While U.S. carrier operations can include the launch and recovery of 100 aircraft routinely, China currently is limited to launching and landing 10 jets at a time, and test pilots are involved in takeoffs and landings.

"But they are moving at a pace that is extraordinary," Greenert said of the carrier development.

Currently, the Chinese have operated the carrier in the South China Sea, but without aircraft, and in the Yellow sea with carrier-based jets.

Greenert said he is not overly concerned by the Chinese carrier development because the PLA needs more work before the warship can conduct military operations.

Greenert defended allowing the Chinese navy to take part in the recent international military exercises known as Rim of the Pacific. He noted that the Russians had taken part in RIMPAC in the past and there were few protests.

Some in Congress opposed the Chinese navy involvement in RIMPAC because it appeared the United States was rewarding China by allowing Beijing’s participation at a time when China is engaged in bullying most of its maritime neighbors in Asia.

Asked about China’s use of advanced weapons that are designed to allow a weaker power to defeat a stronger foe, Greenert defended the Navy’s development of high tech arms. He highlighted several new Navy weapons programs, including a laser weapon that can shoot down drones

"Number one, we’re looking at lasers," Greenert said. "And as we speak we have a laser gun in the Arabian Gulf on a ship that we are testing. It’s been demonstrated.
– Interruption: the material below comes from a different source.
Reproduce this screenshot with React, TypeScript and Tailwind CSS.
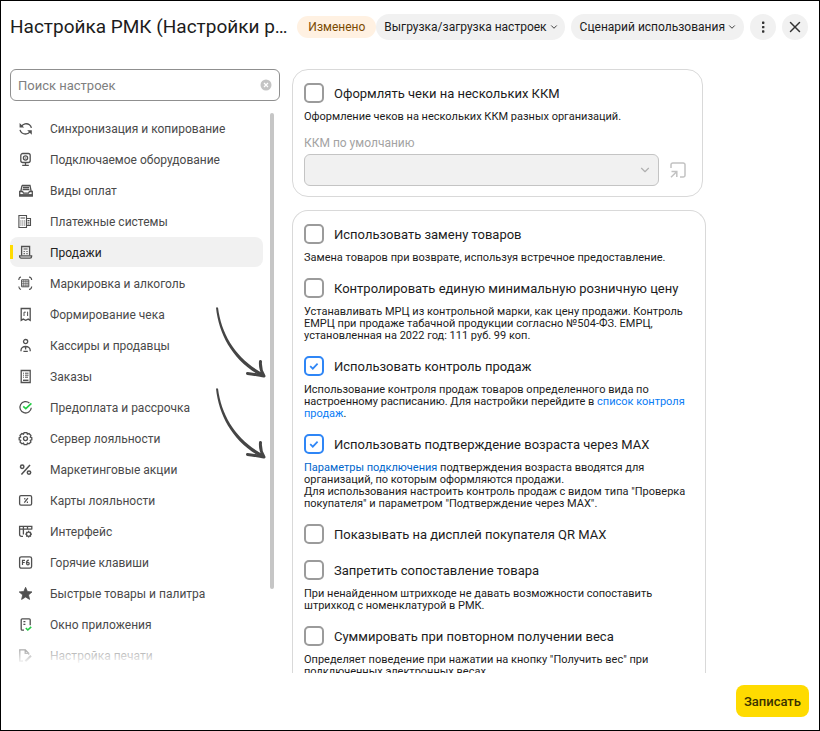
import { useState } from 'react';
import type { ReactNode } from 'react';
import { ChevronDown, X } from 'lucide-react';

const GREEN = '#22cc44';

const ICONS: Record<string, ReactNode> = {
  sync: (
    <>
      <path d="M3.6 6.2C5 4 8.6 2.8 11.4 4.8c1 .7 1.7 1.6 2 3" />
      <path d="M11.9 11.8c-1.6 2.2-5.2 3-7.8 1.2-1.1-.8-1.8-1.8-2.1-3.2" />
      <path d="M1.6 3v4.6h4.6zM13.8 14.8v-4.6H9.2z" fill="currentColor" stroke="none" />
    </>
  ),
  device: (
    <>
      <rect x="2.8" y="2.5" width="9.4" height="9" rx="2" />
      <circle cx="7.5" cy="7" r="2.1" />
      <path d="M7.5 6.6v.8M7.5 11.5v2.5M4.2 14.3h6.6" />
    </>
  ),
  cashbox: (
    <>
      <path d="M4 3.5h8l1.2 6M4 3.5L2.8 9.5M5 5.5h6M4.6 7.5h6.8" />
      <path d="M1.7 9.5h2.8l1 1.6h5l1-1.6h2.8v4.6H1.7z" />
      <path d="M1.7 13h12.6" strokeWidth="1.8" />
    </>
  ),
  terminal: (
    <>
      <path d="M.9 2.5h7.6v12H.9zM8.5 5.5h4v7h-4" strokeWidth="1.1" />
      <path
        d="M2.5 5h4.6M2.4 8h1M4.3 8h1M6.2 8h1M2.4 10h1M4.3 10h1M6.2 10h1M2.4 12h1M4.3 12h1M6.2 12h1M9.5 7.5h2M9.5 9.2h2M9.5 11h2"
        strokeWidth="1"
      />
    </>
  ),
  sales: (
    <>
      <path d="M3.6 11.5v-9h8v9" />
      <path d="M1.6 11.8h12v.7a1.6 1.6 0 0 1-1.6 1.6H3.2a1.6 1.6 0 0 1-1.6-1.6z" />
      <path d="M5.6 5h4M5.6 7.5h1.2M8.4 7.5h1.2M5.6 9.6h1.2M8.4 9.6h1.2" strokeWidth="1.1" />
    </>
  ),
  marking: (
    <>
      <path d="M3 2C1.5 2.2.8 3.2.8 5M11 2c1.7.2 2.6 1.2 2.7 3M.8 11.5c.1 1.8 1 2.7 2.2 3M11 14.5c1.5-.2 2.6-1.2 2.7-3" strokeWidth="1.1" />
      <path d="M3.6 4.8h7.2v7H3.6z" strokeWidth="1" />
      <path d="M3.6 6.6h7.2M3.6 8.4h7.2M3.6 10.2h7.2M5.4 4.8v7M7.2 4.8v7M9 4.8v7" strokeWidth=".6" />
    </>
  ),
  receipt: (
    <>
      <path d="M3.2 2.5h9v11.8l-2-1.2-2.5 1.2-2.5-1.2-2 1.2z" />
      <path d="M6 10V6.2M6 6.2h1.8M9 6.2h1M9.6 6.2V10" strokeWidth="1" />
    </>
  ),
  person: (
    <>
      <circle cx="7.6" cy="4.6" r="2.1" />
      <path d="M3 14.3v-1c0-2.2 2-3.8 4.6-3.8s4.6 1.6 4.6 3.8v1M5.4 14.3h4.4M7.6 9.5v3" />
    </>
  ),
  orders: (
    <>
      <path d="M3.2 2.5h9v12h-9z" />
      <path d="M5 5.2h1M7 5.2h3.5M5 7.2h1M7 7.2h3.5M5 9.2h1M7 9.2h3" strokeWidth="1" />
      <path d="M5 12.3h5.5" strokeWidth="1.4" />
    </>
  ),
  prepay: (
    <>
      <path d="M11.4 4A5.7 5.7 0 1 0 13.3 8.8" />
      <path d="M5.2 7.4l2.6 2.2 5.6-5.2" stroke={GREEN} strokeWidth="1.6" />
    </>
  ),
  gear: (
    <>
      <path d="M6.1 2.7h2.8l.5 1.5 1.6-.6 1.9 1.9-.6 1.6 1.5.5v2.2l-1.5.6.6 1.6-1.9 1.8-1.6-.6-.5 1.4H6.1l-.6-1.4-1.6.6L2 12l.7-1.6-1.5-.6V7.6l1.5-.5L2 5.5l1.9-1.9 1.6.6z" />
      <circle cx="7.5" cy="8.6" r="2" />
    </>
  ),
  percent: (
    <>
      <circle cx="4.2" cy="5.8" r="1.7" strokeWidth="1.5" />
      <circle cx="11" cy="11.6" r="1.7" strokeWidth="1.5" />
      <path d="M12 4L3.4 13.4" strokeWidth="1.5" />
    </>
  ),
  card: (
    <>
      <rect x="1.6" y="3.6" width="12" height="9.6" rx="1.4" />
      <path d="M9.9 6.2l-3.6 4.4" />
      <path d="M6.2 6.8h1.2M8.8 10.2H10" strokeWidth="1.5" />
    </>
  ),
  ui: (
    <>
      <path d="M5 13.4H3.4a1.8 1.8 0 0 1-1.8-1.8V3.4h12.2v3.2M1.6 6.2h12.2M5.4 3.4v8M9.5 3.4v3" />
      <circle cx="10.6" cy="11.2" r="2.1" />
      <path d="M10.6 7.8v1.3M10.6 13.3v1.3M7.2 11.2h1.3M12.7 11.2H14M8.3 8.9l.8.8M12.1 12.7l.8.8M12.9 8.9l-.8.8M9.1 12.7l-.8.8" />
    </>
  ),
  hotkeys: (
    <>
      <rect x="1.6" y="2.8" width="12" height="11.4" rx="1.8" />
      <path d="M4.5 10.9V6.3h2.5M4.5 8.5h2.2M10.8 6.2c-1.7.2-2.4 1.6-2.3 3.2" strokeWidth="1.2" />
      <circle cx="9.9" cy="9.6" r="1.3" strokeWidth="1.2" />
    </>
  ),
  star: (
    <path
      d="M7.6 2.3l1.8 4.2 4.6.4-3.5 3 1.1 4.5-4-2.4-4 2.4 1.1-4.5-3.5-3 4.6-.4z"
      fill="currentColor"
      strokeWidth=".8"
    />
  ),
  window: (
    <>
      <path d="M6 14.2H4.2a1 1 0 0 1-1-1V3.8a1 1 0 0 1 1-1h7a1 1 0 0 1 1 1v5.5M5.4 5.6h2M5.4 8.4h2" />
      <path d="M7.8 12l2 2 3.4-3.2" stroke={GREEN} strokeWidth="1.6" />
    </>
  ),
  print: (
    <>
      <path d="M5 14.2H1.8V2.8h5.5l3.4 3.4v1.5M7.2 2.8v3.6h3.4" />
      <path d="M7.4 14.2l5.6-5.4" strokeWidth="2" />
    </>
  ),
};

const MENU = [
  { icon: 'sync', label: 'Синхронизация и копирование' },
  { icon: 'device', label: 'Подключаемое оборудование' },
  { icon: 'cashbox', label: 'Виды оплат' },
  { icon: 'terminal', label: 'Платежные системы' },
  { icon: 'sales', label: 'Продажи' },
  { icon: 'marking', label: 'Маркировка и алкоголь' },
  { icon: 'receipt', label: 'Формирование чека' },
  { icon: 'person', label: 'Кассиры и продавцы' },
  { icon: 'orders', label: 'Заказы' },
  { icon: 'prepay', label: 'Предоплата и рассрочка' },
  { icon: 'gear', label: 'Сервер лояльности' },
  { icon: 'percent', label: 'Маркетинговые акции' },
  { icon: 'card', label: 'Карты лояльности' },
  { icon: 'ui', label: 'Интерфейс' },
  { icon: 'hotkeys', label: 'Горячие клавиши' },
  { icon: 'star', label: 'Быстрые товары и палитра' },
  { icon: 'window', label: 'Окно приложения' },
  { icon: 'print', label: 'Настройка печати' },
];

function MenuIcon({ name }: { name: string }) {
  return (
    <svg
      viewBox="0 0 16 16"
      className="size-4 flex-shrink-0 text-[#505050]"
      fill="none"
      stroke="currentColor"
      strokeWidth="1.3"
      aria-hidden="true"
    >
      {ICONS[name]}
    </svg>
  );
}

function Option({
  id,
  label,
  checked = false,
  children,
}: {
  id: string;
  label: string;
  checked?: boolean;
  children?: ReactNode;
}) {
  const [on, setOn] = useState(checked);
  return (
    <div>
      <div className="flex items-start gap-2.5">
        <span className="relative flex size-5 flex-shrink-0">
          <input
            id={id}
            type="checkbox"
            checked={on}
            onChange={(e) => setOn(e.target.checked)}
            className="size-5 appearance-none rounded-[5px] border-2 border-[#9b9b9b] bg-white checked:border-[#2f86f6]"
          />
          {on && (
            <svg
              viewBox="0 0 20 20"
              className="pointer-events-none absolute inset-0 size-5"
              fill="none"
              stroke="#2f86f6"
              strokeWidth="1.7"
            >
              <path d="M6.2 10.2l2.6 2.5 4.8-5" />
            </svg>
          )}
        </span>
        <label htmlFor={id} className="text-[13px] leading-[22px]">
          {label}
        </label>
      </div>
      {children && <p className="mt-1.5 text-[11px] leading-3">{children}</p>}
    </div>
  );
}

function Arrow() {
  return (
    <svg viewBox="0 0 54 76" className="h-[76px] w-[54px]" aria-hidden="true">
      <path d="M2 3.5C5 32 20 58 48.5 73L50.5 70C24 57 7.5 32 4 3.5z" fill="#454545" />
      <path
        d="M46.5 57.5C46 63 47.5 68 50 72C44 71 39 70 33.5 69.5"
        fill="none"
        stroke="#454545"
        strokeWidth="3"
        strokeLinecap="round"
        strokeLinejoin="round"
      />
    </svg>
  );
}

export default function App() {
  const [active, setActive] = useState('Продажи');

  return (
    <div className="relative flex h-screen flex-col overflow-hidden border border-black bg-white font-['Roboto','Noto_Sans',sans-serif] text-[#1c1c1c]">
      <header className="flex items-center gap-1.5 pt-[13px] pr-[11px] pl-[9px]">
        <h1 className="min-w-0 flex-1 truncate text-[19px] leading-[26px]">
          Настройка РМК (Настройки рабочего места)
        </h1>
        <div className="flex flex-shrink-0 items-center text-xs">
          <span className="rounded-full bg-[#fff1e2] px-[11px] leading-[22px] text-[#7a4a00]">Изменено</span>
          <button type="button" className="flex h-[26px] items-center rounded-full bg-[#f1f1f1] pr-1.5 pl-2">
            Выгрузка/загрузка настроек
            <ChevronDown size={10} className="ml-0.5" />
          </button>
        </div>
        <button type="button" className="flex h-[26px] flex-shrink-0 items-center rounded-full bg-[#f1f1f1] pr-[7px] pl-[9px] text-xs">
          Сценарий использования
          <ChevronDown size={10} className="ml-0.5" />
        </button>
        <button type="button" aria-label="Ещё" className="flex size-[26px] flex-shrink-0 items-center justify-center rounded-full bg-[#f1f1f1]">
          <svg viewBox="0 0 16 16" className="size-4" fill="#333">
            <rect x="7" y="2.5" width="2.4" height="2.4" rx=".6" />
            <rect x="7" y="6.9" width="2.4" height="2.4" rx=".6" />
            <rect x="7" y="11.3" width="2.4" height="2.4" rx=".6" />
          </svg>
        </button>
        <button type="button" aria-label="Закрыть" className="flex size-[26px] flex-shrink-0 items-center justify-center rounded-full bg-[#f1f1f1] text-[#333]">
          <X size={18} strokeWidth={2} />
        </button>
      </header>

      <div className="mt-[29px] flex min-h-0 flex-1 gap-3 px-[9px]">
        <aside className="relative flex w-[270px] flex-shrink-0 flex-col">
          <div className="flex h-8 flex-shrink-0 items-center rounded-md border border-[#8f8f8f] px-[7px]">
            <input
              type="text"
              aria-label="Поиск настроек"
              placeholder="Поиск настроек"
              className="min-w-0 flex-1 pt-0.5 text-[13px] outline-none placeholder:text-[#808080]"
            />
            <button type="button" aria-label="Очистить">
              <svg viewBox="0 0 12 12" className="size-3">
                <circle cx="6" cy="6" r="5.5" fill="#c4c4c4" />
                <path d="M4 4l4 4M8 4l-4 4" stroke="#fff" strokeWidth="1.2" />
              </svg>
            </button>
          </div>
          <div className="mt-3 flex min-h-0 flex-1 gap-[7px] pr-1.5">
            <nav className="flex flex-1 flex-col gap-px overflow-hidden text-xs text-[#4a4a4a]">
              {MENU.map((item) => {
                const isActive = item.label === active;
                return (
                  <button
                    key={item.label}
                    type="button"
                    onClick={() => setActive(item.label)}
                    className={`flex h-[30px] flex-shrink-0 items-center rounded-lg text-left ${
                      isActive ? 'bg-[#f1f1f1] text-[#222]' : ''
                    }`}
                  >
                    <span className={`mr-[5px] h-3.5 w-[3px] ${isActive ? 'bg-[#ffdb00]' : ''}`} />
                    <MenuIcon name={item.icon} />
                    <span className="ml-4 pt-px">{item.label}</span>
                  </button>
                );
              })}
            </nav>
            <div className="h-[85%] w-1 rounded-full bg-[#c6c6c6]" />
          </div>
          {/* затухание списка у нижнего края */}
          <div className="pointer-events-none absolute bottom-0 left-0 h-10 w-[253px] bg-linear-to-b from-white/0 to-white to-80%" />
        </aside>

        <main className="flex min-w-0 flex-1 flex-col gap-[13px] overflow-hidden">
          <section className="max-w-[411px] flex-shrink-0 rounded-2xl border border-[#d9d9d9] px-[11px] pt-[13px] pb-[10px]">
            <Option id="multi-kkm" label="Оформлять чеки на нескольких ККМ">
              Оформление чеков на нескольких ККМ разных организаций.
            </Option>
            <label htmlFor="default-kkm" className="mt-3 block text-xs leading-4 text-[#a3a3a3]">
              ККМ по умолчанию
            </label>
            <div className="mt-[3px] flex items-center">
              <div className="relative w-[355px]">
                <select
                  id="default-kkm"
                  disabled
                  className="block h-8 w-full appearance-none rounded-md border border-[#c4c4c4] bg-[#f1f1f1]"
                />
                <ChevronDown size={14} className="pointer-events-none absolute top-[9px] right-[7px] text-[#b0b0b0]" />
              </div>
              <button type="button" disabled aria-label="Открыть" className="ml-[11px] text-[#c2c2c2]">
                <svg viewBox="0 0 16 16" className="size-4" fill="none" stroke="currentColor" strokeWidth="1.5">
                  <path d="M1 6V2.8A1.8 1.8 0 0 1 2.8 1h10.4A1.8 1.8 0 0 1 15 2.8v10.4a1.8 1.8 0 0 1-1.8 1.8H10" />
                  <path d="M1.5 9.5h5.3V15M6.6 9.8L1 15.2" />
                </svg>
              </button>
            </div>
          </section>

          <section className="flex max-w-[414px] flex-shrink-0 flex-col gap-3.5 rounded-t-2xl border border-b-0 border-[#d9d9d9] px-[11px] pt-[13px]">
            <Option id="replace" label="Использовать замену товаров">
              Замена товаров при возврате, используя встречное предоставление.
            </Option>
            <Option id="min-price" label="Контролировать единую минимальную розничную цену">
              Устанавливать МРЦ из контрольной марки, как цену продажи. Контроль ЕМРЦ при продаже табачной
              продукции согласно №504-ФЗ. ЕМРЦ, установленная на 2022 год: 111 руб. 99 коп.
            </Option>
            <Option id="sales-control" label="Использовать контроль продаж" checked>
              Использование контроля продаж товаров определенного вида по настроенному расписанию. Для
              настройки перейдите в{' '}
              <a href="#control" className="text-[#0a7cf5]">
                список контроля продаж
              </a>
              .
            </Option>
            <Option id="age-max" label="Использовать подтверждение возраста через MAX" checked>
              <a href="#params" className="text-[#0066cc]">
                Параметры подключения
              </a>{' '}
              подтверждения возраста вводятся для организаций, по которым оформляются продажи.
              <br />
              Для использования настроить контроль продаж с видом типа "Проверка покупателя" и параметром
              "Подтверждение через MAX".
            </Option>
            <Option id="qr-max" label="Показывать на дисплей покупателя QR MAX" />
            <Option id="no-match" label="Запретить сопоставление товара">
              При ненайденном штрихкоде не давать возможности сопоставить штрихкод с номенклатурой в РМК.
            </Option>
            <Option id="sum-weight" label="Суммировать при повторном получении веса">
              Определяет поведение при нажатии на кнопку "Получить вес" при подключенных электронных весах.
            </Option>
          </section>
        </main>
      </div>

      <footer className="flex justify-end px-[10px] pt-3 pb-[13px]">
        <button type="button" className="h-8 rounded-lg bg-[#ffdb00] px-2 pt-px text-[13px] font-medium text-[#3b3200]">
          Записать
        </button>
      </footer>

      {/* стрелки-указатели поверх списка */}
      <div className="pointer-events-none absolute top-[303px] left-[213px] flex flex-col gap-[5px]">
        <Arrow />
        <Arrow />
      </div>
    </div>
  );
}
It’s shooting down a drone and, if you will, ‘overheating’ a fast craft at this level of power."

Other advanced systems include unmanned aerial vehicles that can be launched from carriers, and autonomous underwater vehicles that can conduct searches and pass the information to surface vessels.

"We’re into cyber in many ways beyond the classification that we’re talking here," he said.

"So I too agree just more kinetic [weapons], more missiles that’s not the way ahead," Greenert said. "The way is the electro magnetic spectrum to get in to spoof, to jam, to fry, if you will, microwave, and that’s the way of the future for us as well."